I have tried to quit once i was successfull for few month but anger and depression kicked in i couldnt handle it, i think its more difficult for schizoaffectives to quit since there is depression evolved and quitting exacerbates the depression. This time i am going to slowly reduce is so my brain will slowly adjust. I am now to 15 a day.


#12

I have never smoked. I think what put me off is some kids at prep school putting tobacco in my cup of tea. I drank the cup and was subsequently violently sick at the end of term assembly .


#13

@Mindwhisperer Thanks for sharing your experience. I don’t think I would have been able to quit if I had been depressed. Being manic actually made it a lot easier, if that makes any sense. I didn’t have to depend on smoking to make me feel better, as I was already high as a kite.
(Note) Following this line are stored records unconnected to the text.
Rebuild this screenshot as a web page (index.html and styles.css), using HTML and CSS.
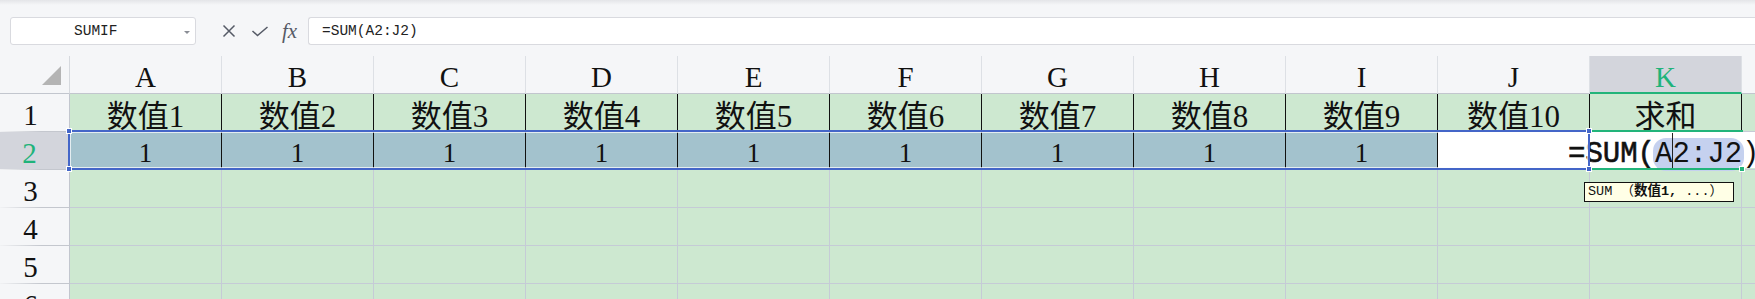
FILE: index.html
```html
<!DOCTYPE html>
<html lang="zh">
<head>
  <meta charset="UTF-8">
  <title>SUMIF</title>
  <link rel="stylesheet" href="styles.css">
</head>
<body>

<!-- Formula bar -->
<div class="toolbar">
  <div class="name-box">
    <span class="name">SUMIF</span>
    <span class="caret"></span>
  </div>
  <div class="fx-btns">
    <svg class="icon" width="16" height="16" viewBox="0 0 16 16"><path d="M2.5 2.5 L13.5 13.5 M13.5 2.5 L2.5 13.5" stroke="#555a66" stroke-width="1.5" fill="none"/></svg>
    <svg class="icon" width="18" height="16" viewBox="0 0 18 16"><path d="M1.5 8 L6.5 12.5 L16.5 4" stroke="#555a66" stroke-width="1.5" fill="none"/></svg>
    <span class="fx">fx</span>
  </div>
  <div class="formula">=SUM(A2:J2)</div>
</div>

<!-- Sheet -->
<div class="sheet">
  <div class="grid">
    <div class="corner"><span class="corner-tri"></span></div>
    <div class="col-head">A</div>
    <div class="col-head">B</div>
    <div class="col-head">C</div>
    <div class="col-head">D</div>
    <div class="col-head">E</div>
    <div class="col-head">F</div>
    <div class="col-head">G</div>
    <div class="col-head">H</div>
    <div class="col-head">I</div>
    <div class="col-head">J</div>
    <div class="col-head active">K</div>
    <div class="col-head rest"></div>

    <div class="row-head">1</div>
    <div class="cell title">数值1</div>
    <div class="cell title">数值2</div>
    <div class="cell title">数值3</div>
    <div class="cell title">数值4</div>
    <div class="cell title">数值5</div>
    <div class="cell title">数值6</div>
    <div class="cell title">数值7</div>
    <div class="cell title">数值8</div>
    <div class="cell title">数值9</div>
    <div class="cell title">数值10</div>
    <div class="cell title">求和</div>
    <div class="cell rest"></div>

    <div class="row-head active">2</div>
    <div class="cell value sel">1</div>
    <div class="cell value sel">1</div>
    <div class="cell value sel">1</div>
    <div class="cell value sel">1</div>
    <div class="cell value sel">1</div>
    <div class="cell value sel">1</div>
    <div class="cell value sel">1</div>
    <div class="cell value sel">1</div>
    <div class="cell value sel">1</div>
    <div class="cell value"></div>
    <div class="cell value"></div>
    <div class="cell rest"></div>

    <div class="row-head">3</div>
    <div class="cell"></div><div class="cell"></div><div class="cell"></div><div class="cell"></div>
    <div class="cell"></div><div class="cell"></div><div class="cell"></div><div class="cell"></div>
    <div class="cell"></div><div class="cell"></div><div class="cell"></div><div class="cell rest"></div>

    <div class="row-head">4</div>
    <div class="cell"></div><div class="cell"></div><div class="cell"></div><div class="cell"></div>
    <div class="cell"></div><div class="cell"></div><div class="cell"></div><div class="cell"></div>
    <div class="cell"></div><div class="cell"></div><div class="cell"></div><div class="cell rest"></div>

    <div class="row-head">5</div>
    <div class="cell"></div><div class="cell"></div><div class="cell"></div><div class="cell"></div>
    <div class="cell"></div><div class="cell"></div><div class="cell"></div><div class="cell"></div>
    <div class="cell"></div><div class="cell"></div><div class="cell"></div><div class="cell rest"></div>

    <div class="row-head">6</div>
    <div class="cell"></div><div class="cell"></div><div class="cell"></div><div class="cell"></div>
    <div class="cell"></div><div class="cell"></div><div class="cell"></div><div class="cell"></div>
    <div class="cell"></div><div class="cell"></div><div class="cell"></div><div class="cell rest"></div>
  </div>

  <!-- overlays: in-cell editor, selection, handles, tooltip -->
  <div class="editor"><span class="edit-text"><b>=SUM(</b><span class="ref">A<i class="cursor"></i>2:J2</span>)</span></div>
  <div class="selection"></div>
  <div class="active-top"></div>
  <div class="active-bottom"></div>
  <span class="handle h1"></span>
  <span class="handle h2"></span>
  <span class="handle h3"></span>
  <span class="handle h4"></span>
  <span class="handle fill"></span>
  <div class="tip">SUM （<b>数值1,</b> ...）</div>
</div>

</body>
</html>
```

FILE: styles.css
```css
* {
  margin: 0;
  padding: 0;
  box-sizing: border-box;
}

body {
  background: #f5f6f8;
  font-family: "Liberation Serif", "Noto Sans CJK SC", serif;
  overflow: hidden;
  width: 1755px;
  height: 299px;
}

.toolbar {
  height: 56px;
  display: flex;
  align-items: flex-start;
  padding: 17px 0 0 10px;
  background: linear-gradient(#e4e5e8 0, #f5f6f8 5px);
}

.name-box {
  width: 186px;
  height: 28px;
  background: white;
  border: 1px solid #d9dadf;
  border-radius: 3px;
  display: flex;
  align-items: center;
  padding-left: 63px;
  position: relative;
}

.name {
  font-family: "Liberation Mono", monospace;
  font-size: 14.5px;
  color: #222;
}

.caret {
  position: absolute;
  right: 5px;
  top: 13px;
  border-left: 3px solid transparent;
  border-right: 3px solid transparent;
  border-top: 3px solid #8a8d95;
}

.fx-btns {
  width: 112px;
  height: 28px;
  display: flex;
  align-items: center;
  padding-left: 25px;
  gap: 14px;
}

.fx {
  font-family: "Liberation Serif", serif;
  font-style: italic;
  font-size: 21px;
  color: #555a66;
  margin-left: -1px;
}

.formula {
  flex: 1;
  height: 28px;
  background: white;
  border: 1px solid #d9dadf;
  border-right: none;
  border-radius: 3px 0 0 3px;
  display: flex;
  align-items: center;
  padding-left: 13px;
  font-family: "Liberation Mono", monospace;
  font-size: 14.5px;
  color: #222;
}

.sheet {
  position: relative;
  height: 243px;
  overflow: hidden;
}

.grid {
  display: grid;
  grid-template-columns: 70px repeat(11, 152px) 1fr;
  grid-auto-rows: 38px;
}

.corner {
  border-right: 1px solid #d6d9de;
  border-bottom: 1px solid #c2c6ce;
  position: relative;
}

.corner-tri {
  position: absolute;
  left: 42px;
  top: 10px;
  border-left: 19px solid transparent;
  border-bottom: 19px solid #b4b4b4;
}

.col-head {
  border-right: 1px solid #dde0e5;
  border-bottom: 1px solid #c2c6ce;
  display: flex;
  justify-content: center;
  align-items: center;
  padding-top: 5px;
  font-size: 29px;
  color: #111;
}

.col-head.active {
  background: #d3d5dc;
  color: #1fb37a;
  border-bottom: 2px solid #22b47a;
  padding-top: 6px;
}

.col-head.rest {
  border-right: none;
}

.row-head {
  border-right: 1px solid #c2c6ce;
  background: linear-gradient(to right, #f1f2f4, #c4c7ce 60%) bottom / 100% 1px no-repeat #f5f6f8;
  display: flex;
  justify-content: center;
  align-items: center;
  padding: 4px 8px 0 0;
  font-size: 29px;
  color: #111;
}

.row-head.active {
  background-color: #d3d5dc;
  color: #1fb37a;
  border-right: 2px solid #22b47a;
  padding-right: 9px;
}

.cell {
  background: #cde8d0;
  border-right: 1px solid #c5cbd6;
  border-bottom: 1px solid #c5cbd6;
  display: flex;
  justify-content: center;
  align-items: center;
  color: #111;
}

.cell.title {
  border-right-color: #111;
  font-size: 31px;
  padding-top: 2px;
}

.cell.value {
  border-right-color: #111;
  font-size: 27px;
  padding-top: 5px;
}

.cell.sel {
  background: #a3c2cd;
}

.cell.rest {
  border-right: none;
}

.editor {
  position: absolute;
  left: 1438px;
  top: 76px;
  right: 0;
  height: 36px;
  background: white;
  padding-left: 130px;
  white-space: nowrap;
  display: flex;
  align-items: center;
}

.edit-text {
  font-family: "Liberation Mono", monospace;
  font-size: 29px;
  color: #111;
  padding-top: 4px;
}

.edit-text b {
  font-weight: normal;
  -webkit-text-stroke: 0.6px #111;
}

.ref {
  background: #c5d1ef;
  border-radius: 13px;
  padding: 0 2px;
  margin: 0 -2px;
}

.cursor {
  display: inline-block;
  width: 1px;
  height: 37px;
  background: #222;
  vertical-align: -8px;
  margin-right: -1px;
}

.selection {
  position: absolute;
  left: 68px;
  top: 74px;
  width: 1522px;
  height: 40px;
  border: 2px solid #4466c8;
  box-shadow: inset 0 0 0 1px rgba(255, 255, 255, 0.7);
}

.active-top,
.active-bottom {
  position: absolute;
  left: 1590px;
  width: 153px;
  height: 2px;
  background: #22b47a;
}

.active-top {
  top: 74px;
}

.active-bottom {
  top: 112px;
}

.handle {
  position: absolute;
  width: 6px;
  height: 6px;
  background: #4466c8;
  border: 1px solid white;
}

.h1 { left: 66px; top: 72px; }
.h2 { left: 66px; top: 110px; }
.h3 { left: 1586px; top: 72px; }
.h4 { left: 1586px; top: 110px; }

.handle.fill {
  left: 1739px;
  top: 110px;
  background: #22b47a;
}

.tip {
  position: absolute;
  left: 1584px;
  top: 126px;
  width: 150px;
  height: 20px;
  background: #ffffe6;
  border: 1px solid #111;
  font-family: "Liberation Mono", "Noto Sans CJK SC", monospace;
  font-size: 13.5px;
  line-height: 18px;
  padding-left: 3px;
  color: #111;
  white-space: nowrap;
}
```
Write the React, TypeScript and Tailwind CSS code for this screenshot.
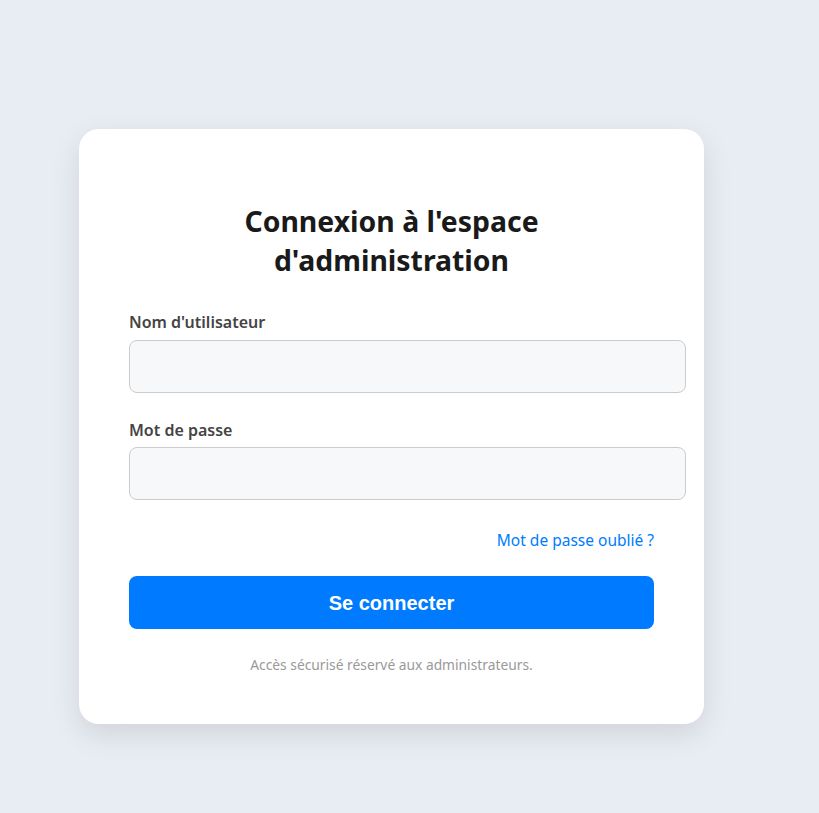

@firemonkey That would definitely have put me off as well! :smile:


#14

I roll my own cos is cheaper. Was smoking a lot for a few months there but now down to one pack a week. Money issues force this.


#15

I was smoking about 12 cigarettes a day but I quit a month and a half ago :slight_smile: They are awful and taste like crap but I am addicted to the stupid things. I am taking nicorette lozenges now. I have been cutting them in half. Hopefully I can quit those too in a few months.


#16

@morkboy_wonder I understand completely how expensive it is. I was spending £40 per week :confused: I had to give up, especially doing the job I do. It’s doesn’t look good being a doctor who smokes.

@zengarden That’s amazing that you’ve managed quit cigarettes, congrats! Nicotine itself isn’t harmful, so don’t fret about using the lozenges. Hopefully, you can wean yourself off them in time. :slight_smile:


#17

Congrats zengarden! I’m so glad you’ve found a successful method to quit!

Blessings,

Anthony


#18

I smoked a pack a day for ten years, but on March 6th, 2012 I quit cold turkey. No patches, no gum, no tapering off, I just threw away the rest of my cigarettes, and never looked back. It was probably one of the best things I’ve ever done for myself, I have so much more energy, I can smell and taste things better, and I can take a deep breath without coughing! I recommend quitting, even if nicotine does dull the symptoms of SZ a bit, it’s not worth the health problems.


#19

@RowanAmethyst That’s awesome, congrats. It’s early days for me (3 weeks tomorrow since I quit) but I do feel so much better.
I used to have terrible wheeze/chestiness at night, but that’s now cleared up. Thankfully I haven’t had any cravings since.


#20

I used to smoke from when I was 16 up until I was 22 (which I’m 22 now) and my bf got me and him a electronic cigarette and red hots flavoring. That helped me quit. So now I smoke ecig and the occasional cigarette.